Nicholas Daniel and Julius Drake talking to Sean Rafferty
BBC Radio 3 In Tune, 15 December 2009
This interview can be heard through the Radio 3 website until Tuesday 22 October.
SR: Half a century not out, the stars turning out to celebrate the birthday of the man they love to have at the piano…
…Now are you sitting comfortably? Shhhhh, it’s curtain up…
Ives — Memories: Performer: Gerald Finley (baritone), Julius Drake (piano). Wigmore Hall Live Click CD cover for details
SR: Memories. A little song by Charles Ives sung sublimely by Gerald Finley, in magnificent voice the other day with the London Symphony Orchestra when he sung his first Iago in Verdi’s Otello the LSO with Colin Davis. Julius Drake at the piano, and he’s here after 6 o’clock celebrating something of a milestone with some wonderful music of course.
[... after 6 o’clock]
SR: Mark Padmore, Gerald Finley, Ian Bostridge, Joyce DiDonato, Alice Coote among others are having a party. Fireworks please.
Stravinsky — Fireworks: Chicago Symphony Orchestra, Seiji Ozawa (conductor). RCA VD 60541, tr 15
SR: We have fireworks for Julius Drake next week when he’ll be joined by among others the great American mezzo-soprano Joyce DiDonato, here with Reynaldo Hahn on the Venetian lagoon, a perfect place for sweet nothings in the moonlight.

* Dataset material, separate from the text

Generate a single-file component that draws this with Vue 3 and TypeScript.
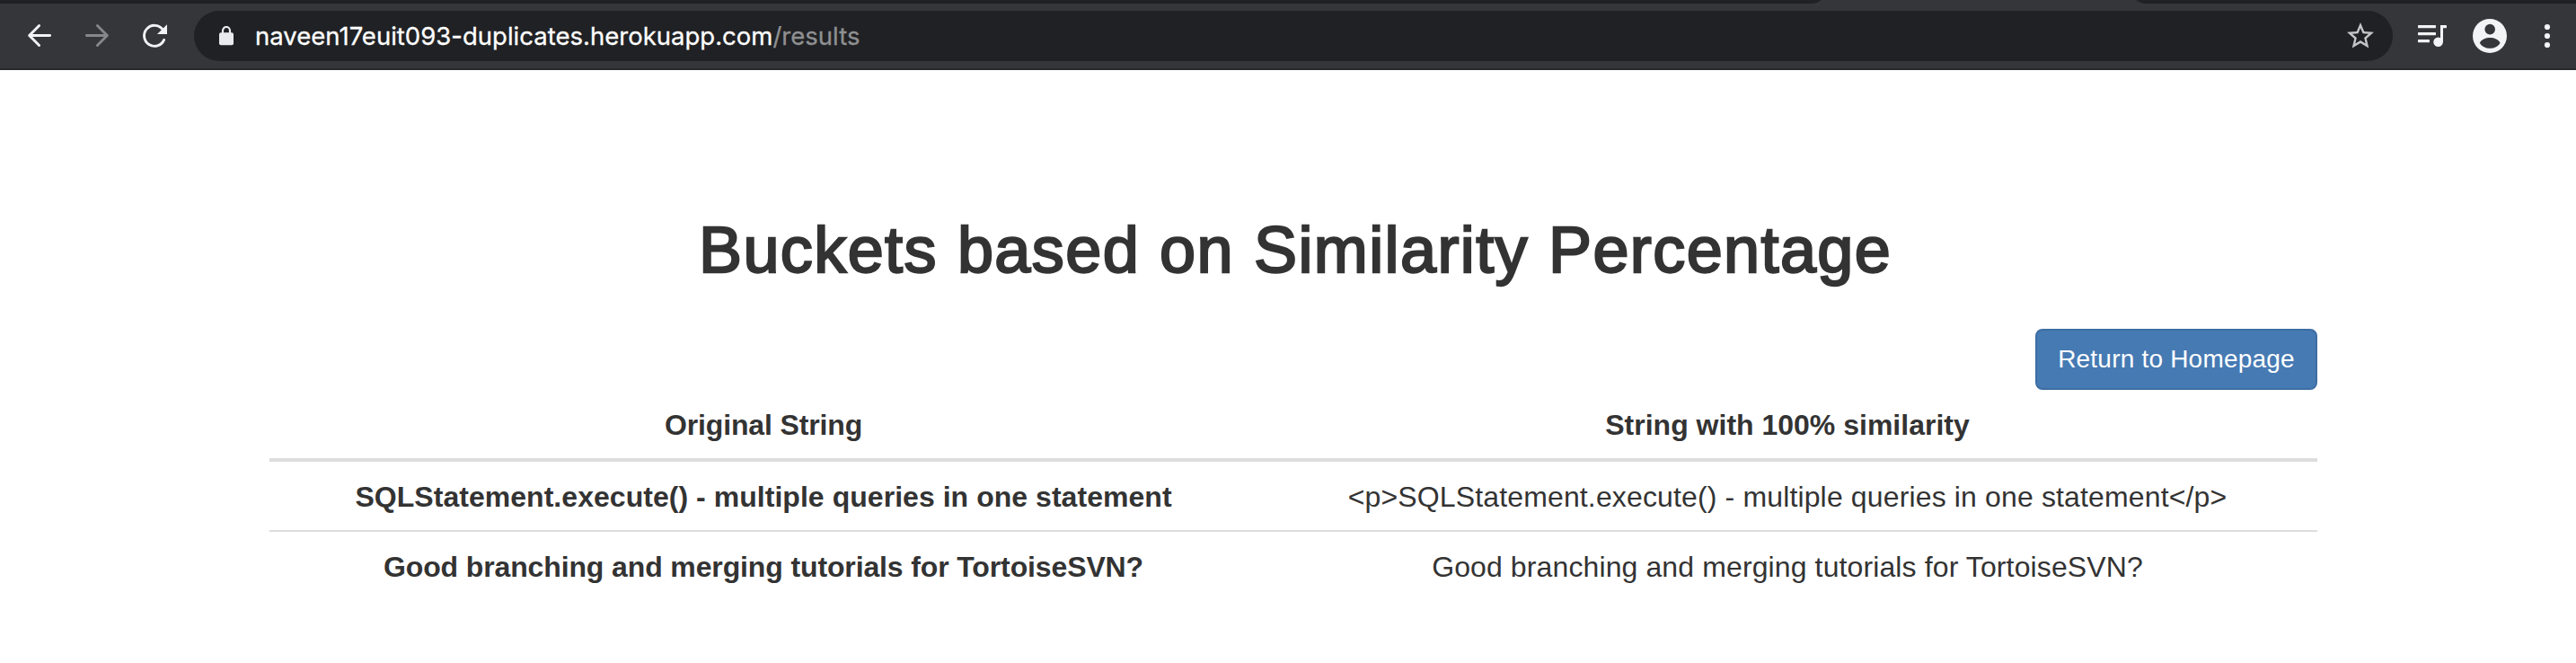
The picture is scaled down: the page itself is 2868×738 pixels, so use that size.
<script setup lang="ts">
interface Cell {
  text: string
  fit: string
}

interface Row {
  original: Cell
  match: Cell
}

const rows: Row[] = [
  {
    original: { text: 'SQLStatement.execute() - multiple queries in one statement', fit: 'fit-a' },
    match: { text: '<p>SQLStatement.execute() - multiple queries in one statement</p>', fit: 'fit-b' },
  },
  {
    original: { text: 'Good branching and merging tutorials for TortoiseSVN?', fit: 'fit-c' },
    match: { text: 'Good branching and merging tutorials for TortoiseSVN?', fit: 'fit-d' },
  },
]
</script>

<template>
  <div class="window">
    <header class="chrome">
      <div class="tab-strip">
        <span class="strip strip-left"></span>
        <span class="strip strip-right"></span>
      </div>
      <div class="toolbar">
        <svg class="nav" viewBox="0 0 32 32" aria-label="Back">
          <path d="M27.6 15.5H5M15.6 4.5L4.6 15.5l11 11" />
        </svg>
        <svg class="nav dim" viewBox="0 0 32 32" aria-label="Forward">
          <path d="M4.4 15.5H27M16.4 4.5l11 11l-11 11" />
        </svg>
        <svg class="nav reload" viewBox="0 0 32 32" aria-label="Reload">
          <path d="M26.6 20.4A11.5 11.5 0 1 1 25 8.6" />
          <path class="solid" d="M30 3.2V14H19z" />
        </svg>

        <div class="address">
          <svg class="lock" viewBox="0 0 16 22" aria-hidden="true">
            <rect x="0" y="7.2" width="16" height="14" rx="2" />
            <path d="M4 8V5a4 4 0 0 1 8 0v3" />
          </svg>
          <div class="url">naveen17euit093-duplicates.herokuapp.com<span class="path">/results</span></div>
          <svg class="star" viewBox="0 0 24 24" aria-label="Bookmark">
            <path
              d="M22 9.24l-7.19-.62L12 2 9.19 8.63 2 9.24l5.46 4.73L5.82 21 12 17.27 18.18 21l-1.63-7.03L22 9.24zM12 15.4l-3.76 2.27 1-4.28-3.32-2.88 4.38-.38L12 6.1l1.71 4.04 4.38.38-3.32 2.88 1 4.28L12 15.4z"
            />
          </svg>
        </div>

        <svg class="media" viewBox="0 0 32 32" aria-label="Media controls">
          <rect x="0" y="4" width="20" height="3.2" rx="0.6" />
          <rect x="0" y="12" width="20" height="3.2" rx="0.6" />
          <rect x="0" y="20" width="13" height="3.2" rx="0.6" />
          <path d="M25 4h6.4a.6.6 0 0 1 .6.6v2a.6.6 0 0 1-.6.6H28V23h-3z" />
          <circle cx="22.6" cy="22.8" r="5.3" />
        </svg>
        <svg class="avatar" viewBox="0 0 38 38" aria-label="Profile">
          <circle cx="19" cy="19" r="19" />
          <g class="cut">
            <circle cx="19.2" cy="11.6" r="5.8" />
            <path d="M7.8 26.8C9.5 23 14.6 21 19.2 21s9.7 2 11.4 5.8C28.2 30.8 24 32.8 19.2 32.8S10.2 30.8 7.8 26.8z" />
          </g>
        </svg>
        <svg class="more" viewBox="0 0 12 32" aria-label="Menu">
          <circle cx="6" cy="6" r="3.1" />
          <circle cx="6" cy="16" r="3.1" />
          <circle cx="6" cy="26" r="3.1" />
        </svg>
      </div>
    </header>

    <main class="page">
      <h1>Buckets based on Similarity Percentage</h1>
      <div class="actions">
        <button type="button" class="home">Return to Homepage</button>
      </div>
      <div class="table">
        <div class="row head">
          <div class="cell strong fit-head">Original String</div>
          <div class="cell strong">String with 100% similarity</div>
        </div>
        <div v-for="row in rows" :key="row.original.text" class="row">
          <div class="cell strong" :class="row.original.fit">{{ row.original.text }}</div>
          <div class="cell" :class="row.match.fit">{{ row.match.text }}</div>
        </div>
      </div>
    </main>
  </div>
</template>

<style>
body {
  margin: 0;
  background: #fff;
}
</style>

<style scoped>
.window {
  width: 2868px;
  height: 738px;
  overflow: hidden;
  background: #fff;
  color: #333;
  font-family: "Liberation Sans", Arial, sans-serif;
}

.chrome {
  box-sizing: border-box;
  height: 78px;
  background: #35363a;
  border-bottom: 2px solid #28292c;
}

.tab-strip {
  display: flex;
  align-items: flex-end;
  justify-content: space-between;
  height: 4px;
  overflow: hidden;
}

.strip {
  flex: none;
  height: 16px;
  background: #202124;
}

.strip-left {
  width: 2033px;
  border-bottom-right-radius: 16px;
}

.strip-right {
  width: 495px;
  border-bottom-left-radius: 16px;
}

.toolbar {
  display: flex;
  align-items: center;
  height: 72px;
  padding-left: 28px;
}

.toolbar svg {
  display: block;
  flex: none;
  fill: #f1f3f4;
}

.toolbar .nav {
  width: 32px;
  height: 32px;
  margin-right: 32px;
  fill: none;
  stroke: #f1f3f4;
  stroke-width: 2.9;
  stroke-linecap: round;
  stroke-linejoin: round;
}

.toolbar .dim {
  stroke: #86878a;
}

.toolbar .reload {
  margin-right: 28px;
}

.toolbar .reload .solid {
  fill: #f1f3f4;
  stroke: none;
}

.address {
  box-sizing: border-box;
  display: flex;
  align-items: center;
  width: 2448px;
  height: 56px;
  padding: 0 18px 0 28px;
  border-radius: 28px;
  background: #202124;
}

.address .lock {
  width: 16px;
  height: 22px;
  margin-right: 24px;
  fill: #e8eaed;
}

.lock path {
  fill: none;
  stroke: #e8eaed;
  stroke-width: 2.2;
}

.url {
  flex: 1;
  color: #fff;
  font-family: Inter, sans-serif;
  font-size: 27.5px;
  line-height: 56px;
  letter-spacing: 0.01px;
  white-space: nowrap;
  -webkit-text-stroke: 0.3px currentColor;
}

.path {
  color: #8f9092;
}

.address .star {
  width: 36px;
  height: 36px;
  fill: #c4c5c6;
}

.media {
  width: 32px;
  height: 32px;
  margin-left: 28px;
}

.avatar {
  width: 38px;
  height: 38px;
  margin-left: 29px;
}

.avatar .cut {
  fill: #35363a;
}

.more {
  width: 12px;
  height: 32px;
  margin-left: 39px;
}

.page {
  width: 2280px;
  margin-left: 300px;
  padding-top: 161px;
}

h1 {
  margin: 0 0 48px;
  padding-left: 478px;
  font-size: 72px;
  font-weight: 400;
  line-height: 79px;
  letter-spacing: 1.4px;
  word-spacing: 0.6px;
  white-space: nowrap;
  -webkit-text-stroke: 2.3px #333;
}

.actions {
  display: flex;
  justify-content: flex-end;
}

.home {
  box-sizing: border-box;
  width: 314px;
  height: 68px;
  padding: 0;
  border: 2px solid #3e6ea3;
  border-radius: 8px;
  background: #467ab3;
  color: #fff;
  font-family: inherit;
  font-size: 28px;
  line-height: 64px;
  letter-spacing: 0.21px;
  text-align: center;
  white-space: nowrap;
}

.row {
  display: grid;
  grid-template-columns: 1100px 1180px;
}

.head {
  border-bottom: 4px solid #ddd;
}

.row:not(.head) + .row {
  border-top: 2px solid #ddd;
}

.cell {
  height: 74px;
  padding-top: 2px;
  font-size: 32px;
  line-height: 74px;
  text-align: center;
  white-space: nowrap;
}

.strong {
  font-weight: 700;
}

.fit-head {
  letter-spacing: -0.14px;
}

.fit-a {
  letter-spacing: 0.04px;
}

.fit-b {
  letter-spacing: 0.142px;
}

.fit-c {
  letter-spacing: -0.127px;
}

.fit-d {
  letter-spacing: 0.115px;
}
</style>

Reynaldo Hahn — Sopra l’acque indormenzada: Joyce DiDonato (soprano), Julius Drake (piano). Wigmore Hall Live. Click CD cover for details
SR: A little intimacy in a Venetian lagoon, with the gondolier apparently not looking. Sopra l’acque indormenzada by Reynaldo Hahn sung by Joyce DiDonato with Julius Drake at the piano. Well Joyce is flying in to sing with Julius at Wigmore Hall next week, erm, just one of the great voices joining him to mark his 50th birthday and to raise money for young musicians. He’s playing, of course, but it’s not all singers, Nicholas Daniel, BBC Young Musician at the age of 18, one of the greatest oboe players is there too, theirs is a very long partnership from the days of a little duo that they had called Menagerie, and they’re both in to play especially for us In Tune, beginning with Schumann.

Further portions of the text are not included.